Inheritance tax – Business property relief – Agricultural property relief – Personal representatives appealing against refusal of business property and agricultural property reliefs in respect of livery business on deceased’s land – First-tier Tribunal (FTT) allowing appeal – Whether business being wholly or mainly that of holding investments – Whether FTT applying incorrect test – Whether FTT’s conclusion disclosing error of law – Appeal dismissed

The deceased died on 29 May 2012 when she was the sole owner of approximately 30 acres of land known as Gravelly Way livery stables, Penn Bottom, Penn, Buckinghamshire. A DIY livery business was originally carried out on the land but, in 2008, other services were added to the package offered, including the provision of worming products, providing the horses with hay feed during the winter months, removing horse manure from the fields where the horses were kept and undertaking a daily health check of each horse. The deceased did not reside on the land.

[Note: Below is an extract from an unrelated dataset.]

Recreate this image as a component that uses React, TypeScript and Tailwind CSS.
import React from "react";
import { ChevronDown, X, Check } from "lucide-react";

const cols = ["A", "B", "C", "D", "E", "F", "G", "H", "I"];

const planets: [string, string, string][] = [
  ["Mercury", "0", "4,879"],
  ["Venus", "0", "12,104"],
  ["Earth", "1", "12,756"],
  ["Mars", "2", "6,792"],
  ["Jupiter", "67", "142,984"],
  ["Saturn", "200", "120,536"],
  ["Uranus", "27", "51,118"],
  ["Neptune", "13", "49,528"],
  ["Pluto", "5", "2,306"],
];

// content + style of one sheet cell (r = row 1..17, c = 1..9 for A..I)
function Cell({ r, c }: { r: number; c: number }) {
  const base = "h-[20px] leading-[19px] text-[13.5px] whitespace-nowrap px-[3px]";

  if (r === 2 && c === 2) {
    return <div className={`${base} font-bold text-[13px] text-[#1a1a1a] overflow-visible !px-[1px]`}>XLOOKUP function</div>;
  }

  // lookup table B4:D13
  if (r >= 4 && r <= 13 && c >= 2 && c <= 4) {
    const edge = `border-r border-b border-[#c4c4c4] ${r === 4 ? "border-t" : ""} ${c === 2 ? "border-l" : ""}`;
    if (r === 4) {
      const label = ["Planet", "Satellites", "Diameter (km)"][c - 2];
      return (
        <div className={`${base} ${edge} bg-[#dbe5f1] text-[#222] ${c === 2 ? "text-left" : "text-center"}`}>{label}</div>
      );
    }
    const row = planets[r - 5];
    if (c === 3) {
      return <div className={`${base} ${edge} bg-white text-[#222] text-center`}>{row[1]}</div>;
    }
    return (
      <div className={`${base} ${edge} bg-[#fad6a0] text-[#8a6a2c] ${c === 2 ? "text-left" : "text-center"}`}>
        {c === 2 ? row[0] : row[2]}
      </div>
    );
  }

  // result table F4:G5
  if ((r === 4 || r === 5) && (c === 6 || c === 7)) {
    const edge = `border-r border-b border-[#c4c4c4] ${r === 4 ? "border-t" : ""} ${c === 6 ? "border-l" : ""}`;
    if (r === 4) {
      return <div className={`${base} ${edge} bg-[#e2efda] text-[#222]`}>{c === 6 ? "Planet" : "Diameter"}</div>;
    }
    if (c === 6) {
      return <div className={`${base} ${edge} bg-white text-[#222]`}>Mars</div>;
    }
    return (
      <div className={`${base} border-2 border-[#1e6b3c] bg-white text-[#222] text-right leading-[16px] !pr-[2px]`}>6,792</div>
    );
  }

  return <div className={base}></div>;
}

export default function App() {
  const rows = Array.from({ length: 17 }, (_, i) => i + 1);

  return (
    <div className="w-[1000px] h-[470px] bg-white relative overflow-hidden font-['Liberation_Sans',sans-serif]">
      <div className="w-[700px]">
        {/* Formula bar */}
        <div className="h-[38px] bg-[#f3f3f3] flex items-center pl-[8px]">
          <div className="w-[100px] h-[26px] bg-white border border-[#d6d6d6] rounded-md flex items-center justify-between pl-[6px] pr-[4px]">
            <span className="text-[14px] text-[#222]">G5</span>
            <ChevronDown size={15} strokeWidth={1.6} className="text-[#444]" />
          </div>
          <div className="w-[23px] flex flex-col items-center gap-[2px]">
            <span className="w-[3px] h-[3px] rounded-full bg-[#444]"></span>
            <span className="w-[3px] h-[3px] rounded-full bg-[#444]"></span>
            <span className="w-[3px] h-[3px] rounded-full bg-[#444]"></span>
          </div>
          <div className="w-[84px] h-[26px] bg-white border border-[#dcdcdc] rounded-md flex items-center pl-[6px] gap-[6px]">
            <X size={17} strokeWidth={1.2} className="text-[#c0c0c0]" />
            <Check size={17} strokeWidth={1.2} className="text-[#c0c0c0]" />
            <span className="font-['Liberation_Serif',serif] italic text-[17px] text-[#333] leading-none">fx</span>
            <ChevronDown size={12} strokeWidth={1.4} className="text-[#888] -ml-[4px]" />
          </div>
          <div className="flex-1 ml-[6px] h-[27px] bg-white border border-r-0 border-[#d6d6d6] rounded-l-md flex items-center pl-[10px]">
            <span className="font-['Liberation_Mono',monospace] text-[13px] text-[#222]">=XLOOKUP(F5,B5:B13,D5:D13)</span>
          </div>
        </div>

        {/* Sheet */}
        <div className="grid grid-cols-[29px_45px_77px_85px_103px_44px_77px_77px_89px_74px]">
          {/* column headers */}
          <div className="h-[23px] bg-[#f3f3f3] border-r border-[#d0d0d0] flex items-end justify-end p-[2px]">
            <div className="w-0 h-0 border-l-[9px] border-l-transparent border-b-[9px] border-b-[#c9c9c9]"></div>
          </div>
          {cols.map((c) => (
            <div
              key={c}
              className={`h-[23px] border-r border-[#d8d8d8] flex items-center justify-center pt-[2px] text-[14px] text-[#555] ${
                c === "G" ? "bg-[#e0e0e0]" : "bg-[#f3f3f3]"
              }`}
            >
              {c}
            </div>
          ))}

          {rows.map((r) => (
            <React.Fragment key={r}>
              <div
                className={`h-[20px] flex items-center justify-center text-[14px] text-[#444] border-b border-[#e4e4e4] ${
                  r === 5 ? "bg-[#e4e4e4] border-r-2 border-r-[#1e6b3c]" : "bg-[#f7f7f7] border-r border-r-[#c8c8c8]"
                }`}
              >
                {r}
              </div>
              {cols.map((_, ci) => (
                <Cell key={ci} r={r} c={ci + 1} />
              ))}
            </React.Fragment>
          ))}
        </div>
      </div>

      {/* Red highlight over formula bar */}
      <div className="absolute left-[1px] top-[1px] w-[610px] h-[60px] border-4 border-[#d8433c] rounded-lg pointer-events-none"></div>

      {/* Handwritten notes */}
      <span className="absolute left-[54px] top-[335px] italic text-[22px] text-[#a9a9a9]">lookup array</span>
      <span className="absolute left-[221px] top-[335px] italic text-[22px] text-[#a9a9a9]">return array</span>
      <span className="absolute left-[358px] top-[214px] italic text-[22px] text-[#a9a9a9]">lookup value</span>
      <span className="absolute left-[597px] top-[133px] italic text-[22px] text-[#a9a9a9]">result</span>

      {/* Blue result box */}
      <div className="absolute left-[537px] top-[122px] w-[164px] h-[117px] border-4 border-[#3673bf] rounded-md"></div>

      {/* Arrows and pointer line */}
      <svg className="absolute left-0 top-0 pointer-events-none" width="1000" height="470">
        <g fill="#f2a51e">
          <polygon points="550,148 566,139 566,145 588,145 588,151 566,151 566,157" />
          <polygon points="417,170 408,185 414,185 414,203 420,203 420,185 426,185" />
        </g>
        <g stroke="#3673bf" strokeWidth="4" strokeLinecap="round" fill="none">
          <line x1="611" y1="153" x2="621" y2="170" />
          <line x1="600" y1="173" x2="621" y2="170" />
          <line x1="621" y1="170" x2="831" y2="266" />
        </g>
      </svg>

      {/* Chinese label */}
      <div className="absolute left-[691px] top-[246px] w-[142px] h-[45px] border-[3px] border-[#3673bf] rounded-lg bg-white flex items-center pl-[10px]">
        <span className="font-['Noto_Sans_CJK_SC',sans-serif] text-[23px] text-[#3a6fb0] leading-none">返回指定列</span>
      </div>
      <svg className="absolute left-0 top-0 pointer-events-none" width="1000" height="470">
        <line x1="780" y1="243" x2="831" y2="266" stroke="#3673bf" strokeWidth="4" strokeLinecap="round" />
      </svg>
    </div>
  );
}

When inheritance tax (IHT) fell to be dealt with, the respondent executors claimed business property relief on the ground that the asset constituted “relevant business property” as defined in section 105 of the Inheritance Tax Act 1984 and/or agricultural property relief on the ground that the asset constituted “agricultural property” within section 116 of the 1984 Act. The appellant commissioners issued a determination under section 221 of the 1984 Act to the effect that neither of those reliefs could be claimed, with the result that the sum of £308,990 was not treated as exempt and the aggregate chargeable transfer increased to £904,876.

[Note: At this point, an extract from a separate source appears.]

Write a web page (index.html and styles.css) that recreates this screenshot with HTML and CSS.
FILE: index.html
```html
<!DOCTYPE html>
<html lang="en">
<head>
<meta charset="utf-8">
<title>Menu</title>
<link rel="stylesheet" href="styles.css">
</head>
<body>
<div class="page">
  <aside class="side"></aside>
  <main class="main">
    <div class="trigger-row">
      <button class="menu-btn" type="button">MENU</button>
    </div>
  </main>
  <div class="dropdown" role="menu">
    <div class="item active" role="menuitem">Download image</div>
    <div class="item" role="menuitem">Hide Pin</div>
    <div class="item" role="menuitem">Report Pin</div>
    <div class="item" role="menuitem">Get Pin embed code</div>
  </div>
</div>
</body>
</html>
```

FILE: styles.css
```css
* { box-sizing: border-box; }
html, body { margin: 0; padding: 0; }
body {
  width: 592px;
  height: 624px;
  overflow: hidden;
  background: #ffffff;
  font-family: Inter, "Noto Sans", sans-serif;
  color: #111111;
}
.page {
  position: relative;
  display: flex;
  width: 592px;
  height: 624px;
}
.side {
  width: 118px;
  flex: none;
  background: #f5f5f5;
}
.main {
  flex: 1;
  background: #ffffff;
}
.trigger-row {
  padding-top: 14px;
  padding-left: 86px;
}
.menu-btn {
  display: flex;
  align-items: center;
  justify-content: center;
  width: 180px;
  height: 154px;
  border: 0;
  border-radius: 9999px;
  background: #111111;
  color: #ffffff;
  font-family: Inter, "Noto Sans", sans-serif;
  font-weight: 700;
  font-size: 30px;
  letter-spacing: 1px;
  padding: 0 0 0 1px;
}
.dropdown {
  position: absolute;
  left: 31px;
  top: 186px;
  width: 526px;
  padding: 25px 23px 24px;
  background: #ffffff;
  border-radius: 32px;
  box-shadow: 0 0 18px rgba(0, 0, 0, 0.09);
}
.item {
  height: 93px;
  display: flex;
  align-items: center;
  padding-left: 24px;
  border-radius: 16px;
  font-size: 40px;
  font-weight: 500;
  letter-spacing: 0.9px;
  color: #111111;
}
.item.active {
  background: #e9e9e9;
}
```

The FTT allowed the respondents’ appeal against those determinations, holding that the deceased’s livery business did not consist wholly or mainly of making or holding investments and accordingly was “relevant business property” qualifying for business property relief under the 1984 Act: [2017] UKFTT 632 (TC); [2017] PLSCS 173. The appellants appealed.

Held: The appeal was dismissed.

(1) Appeals to the Upper Tribunal were limited to questions of law only, ie whether the FTT made an error of law in its decision which needed to be corrected. More subtle errors of law had been recognised by the courts which strayed away from the area of pure law and into the area of findings of fact. In the present case, in deciding whether the business carried on by the deceased consisted wholly or mainly in making or holding investments, the FTT was carrying out its own multi-factorial assessment, on the basis of the primary facts which it had found. None of the relevant primary facts found by the FTT were disputed by the appellant. It was therefore clear that the Upper Tribunal could only overturn the FTT’s decision if it was satisfied that the FTT applied the wrong legal test, or if it plainly misapplied the correct legal test to the facts which it found: Inland Revenue Commissioners v Fraser [1942] 24 TC 498, Edwards (Inspector of Taxes) v Bairstow [1956] AC 14 and Procter & Gamble UK v Commissioners of Revenue and Customs [2009] EWCA Civ 407  followed

(2) There were parts of the FTT’s decision where it had failed to refer to the “wholly or mainly” requirement in section 105(3) when stating the statutory test. However, on reading the decision as a whole, it was clear that the FTT had had that requirement fully in mind and had explicitly addressed the point in its final conclusion that the business provided a level of valuable services to the horse owners which precluded a determination that the business was mainly one of holding investments. Given the facts of the case as the FTT found them, its conclusion that the business was not “wholly or mainly… making or holding investments” was one which it was entitled to reach. The FTT had applied the correct legal test by considering the business as a whole and all of the services provided to horse owners. It was overstating the position to argue that any business involving exploitation of land should, as a matter of law, be assumed to be wholly or mainly a business of investment unless the taxpayer could establish otherwise. Such an assumption only applied to “owning and holding land in order to obtain an income from it”: Pawson (deceased) v Commissioners of Revenue and Customs [2013] UKUT 50 (TCC); [2013] PLSCS 38 applied.

(3) Deciding whether the particular activities of the deceased amounted wholly or mainly to a business of making or holding investments was an exercise which clearly involved the application of a not altogether precise legal standard to a combination of features of varying importance, as well as a multi-factorial assessment based on a number of primary facts. Therefore, it was clear that the Upper Tribunal should be slow to interfere with the FTT’s decision and not reverse it unless it had erred in principle. The appellants’ criticisms of the FTT’s decision were based either on the presumption that the business was essentially one at the “investment” end of the spectrum, or amounted to an assertion that the FTT had placed inappropriate weight on the factors it had identified when assessing whether the business was wholly or mainly one of making or holding investments. There was not enough in those criticisms to justify any interference with the FTT’s conclusion. There was no clear bright line between businesses which qualified for the relief and those that did not. The FTT applied the correct legal test and the conclusion it reached was one which it was entitled to reach on the basis of the evidence before it.  It was irrelevant whether the Upper Tribunal, or another panel of the FTT, might have reached a different conclusion: Designer Guild v Russell Williams (Textiles) Ltd [2000] 1 WLR 2416 followed. Commissioners of Inland Revenue v George [2004] STC 147 considered.

Christopher McNall (instructed by the General Counsel and Solicitor to HM Revenue and Customs) appeared for the appellants; Patrick Vigne (one of the respondent executors) appeared in person.